Makam hırsı, kazanma hırsı, ön planda olma hırsı, daha lüks  yaşama hırsı,  hırs hırs hırs derken  hayat kayıveriyor    avuçlarımızın  arasından ve bir de bakmışsınız ki ölüm  dayanmış  kapıya.  


Ölümlü dünyada ölümü hatırlatıp ta siz değerli okuyucularımın  içini karartmak  istemem ama dünyanın  tek  acı gerçeği  ölüm  başkası  yalan. Ölümü  en güzel  şekilde yorumlayan  şu şarkı sözlerini yazmadan  geçemeyeceğim. 
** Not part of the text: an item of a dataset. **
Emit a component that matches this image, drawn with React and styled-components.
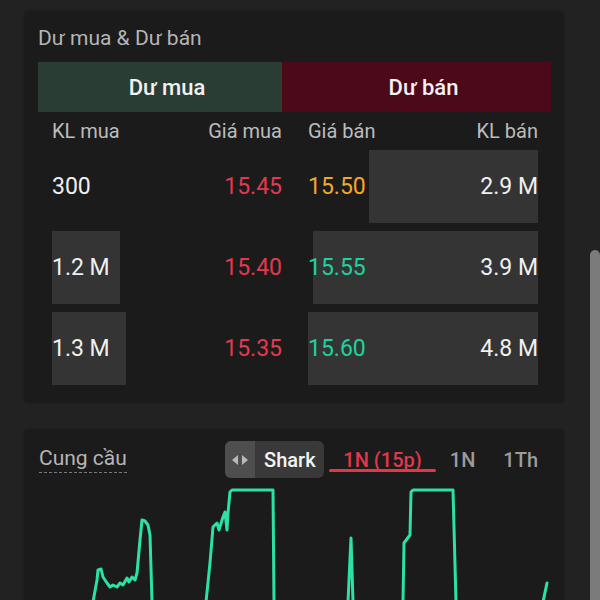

Geri  döndüren gördün mü geçmişi
Boşa soldurdun o nazlı gençliği
Bir avuç toprak için yor kendini
Dünyada ölümden başkası yalan
Yalan başkası yalan
Zaman kendine benzetmez her şeyi
Hesapsız açar baharlar pembeyi
Açmadığın dalda sözün geçer mi
Dünyada ölümden başkası yalan
Yalan başkası yalan
Sitem etme haberi yok dağların
Gözlerini ellerinle bağladın
Faydası yok geç kalınmış figanın
Dünyada ölümden başkası yalan
Yalan başkası yalan.


Sevgili Candan  ERÇETİN’in de   yüreğine sağlık.
 “DÜNYADA ÖLÜMDEN BAŞKASININ  YALAN” olduğu ve  kaşın  göze yakınlığı kadar her  an  hepimize yakın  olan şu  dünya da  kutsal   bildiğimiz  değerlerimizi çiğneyip  hırs yapmaya değer mi?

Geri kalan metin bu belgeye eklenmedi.